Detachable or roll-away
Many hoods zip off or roll into the collar so one jacket works wet or dry. Check it moves with your head, not against it.
Cuffs & Hem
The seals at the wrists and waist that stop draughts and rain creeping in at the edges.
Closing the gaps
Adjustable hook-and-loop or elasticated cuffs seal the wrists over or under gloves; a drawcord hem cinches out cold air and a drop tail covers the lower back when you bend.
Small details, big difference
These edges decide whether a warm, waterproof jacket actually keeps you warm and dry -- see fit & sizing for getting the seal right.
Frequently asked questions
What is the difference between 2-layer and 3-layer construction?
2-layer bonds the membrane to the outer fabric with a separate hanging liner -- softer and cheaper. 3-layer bonds all layers into one sheet -- tougher, more breathable and more packable, used for serious shells.

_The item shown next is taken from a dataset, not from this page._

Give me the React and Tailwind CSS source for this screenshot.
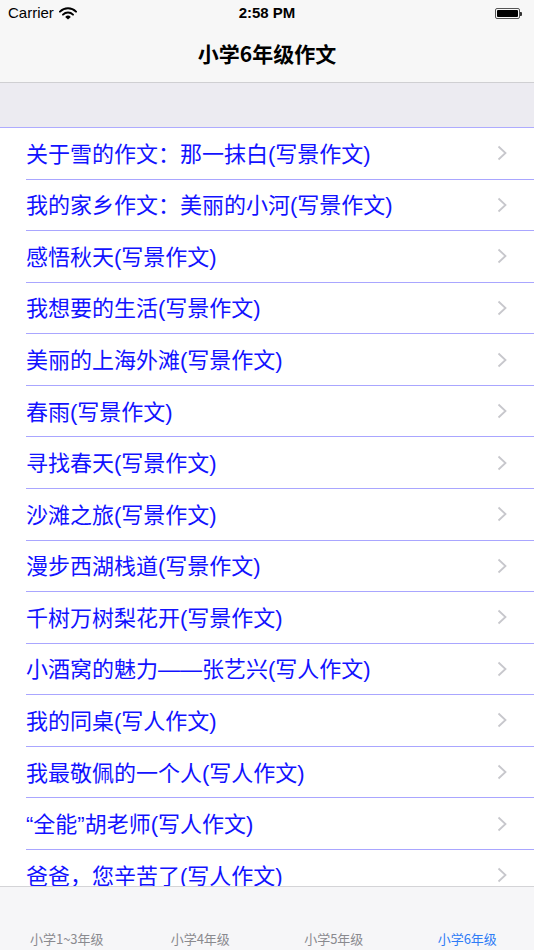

What are baffles on a jacket?
Baffles are sewn chambers that hold insulation in place so down or synthetic fill stays evenly spread and cannot clump or sink, giving a puffer its quilted look and even warmth.
What is a box-wall baffle and is it worth it?
Box-wall baffles use vertical fabric walls between chambers so down lofts to full height with no stitched-through cold spots. They are warmer and pricier -- worth it for premium winter and expedition jackets.
Why do some jackets have zips under the arms?
Those are pit zips -- underarm vents that let you dump heat quickly during hard effort without removing the jacket, then close again when you stop. A key feature of active technical jackets.
Are YKK zips better?
YKK is the industry byword for reliable, smooth, durable zips. A trusted zip is worth seeking out because the fastening is one of the most-used and most failure-prone parts of a jacket.